= Pipe industry of Russia =

The Pipe industry of Russia is part of that country's ferrous metallurgy sector. In recent years, approximately $8 billion has been invested in the modernization of Russian pipe manufacture, making it possible to produce new products and improve quality. By 2010, about 40% of the pipes produced in Russia were manufactured on new equipment.

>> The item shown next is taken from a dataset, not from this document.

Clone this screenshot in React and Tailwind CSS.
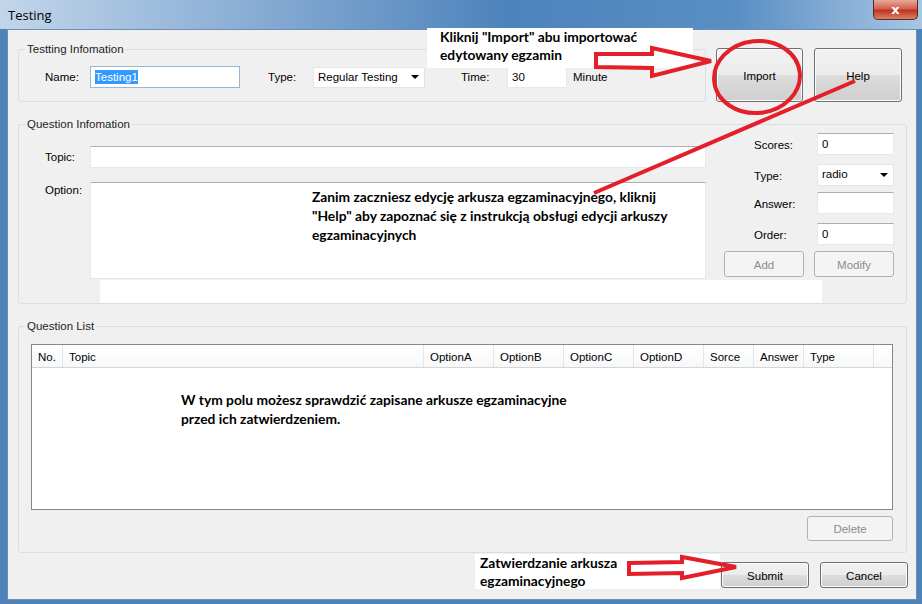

==Manufacturing companies==

=== VEST- MD ===

VEST-MD, located in Volgograd, manufactures welded tubes, special-purpose pipes for use in commercial and residential appliances and parts for the automotive industry. VEST-MD is a major Russian manufacturer of automotive tubes; its customers include ZiL, Kamaz, AvtoVAZ, MAZ, KrAZ, AutoZAZ, and SeAZ. The company's products are sold within Russia and also exported to Ukraine, Moldova, Uzbekistan, and Iran.

=== Vyksa Steel Works ===

Located in Vyksa near Nizhny Novgorod, the Vyksa Steel Works are a division of the United Metallurgical Company. In 2005, the company began making a new line of single-seam 1420mm pipes for main gas pipelines. The Russian bank Sberbank lent the company to support this effort. As of 2006, Vyksa was the largest Russian manufacturer of metal pipes. In 2007, the company became the only Russian pipe supplier to Nord Stream 1, providing piping for the construction of an underwater section of Nord Stream's pipeline under the Baltic Sea. In 2008, the company began to use epoxy anti-corrosion coatings on pipes for use in offshore oil wells and gas fields.

=== Izhora Pipe Plant ===

Located in Kolpino, St. Petersburg, Izhora is fully owned by the joint stock company Severstal. Since 2006, the company has produced large diameter pipes up to 18 meters in length for the oil and gas industries. As of 2008, annual production was 438 tonnes. The company received a significant part of an order to supply large diameter pipes to the Bovanenkovo-Ukhta gas trunkline system.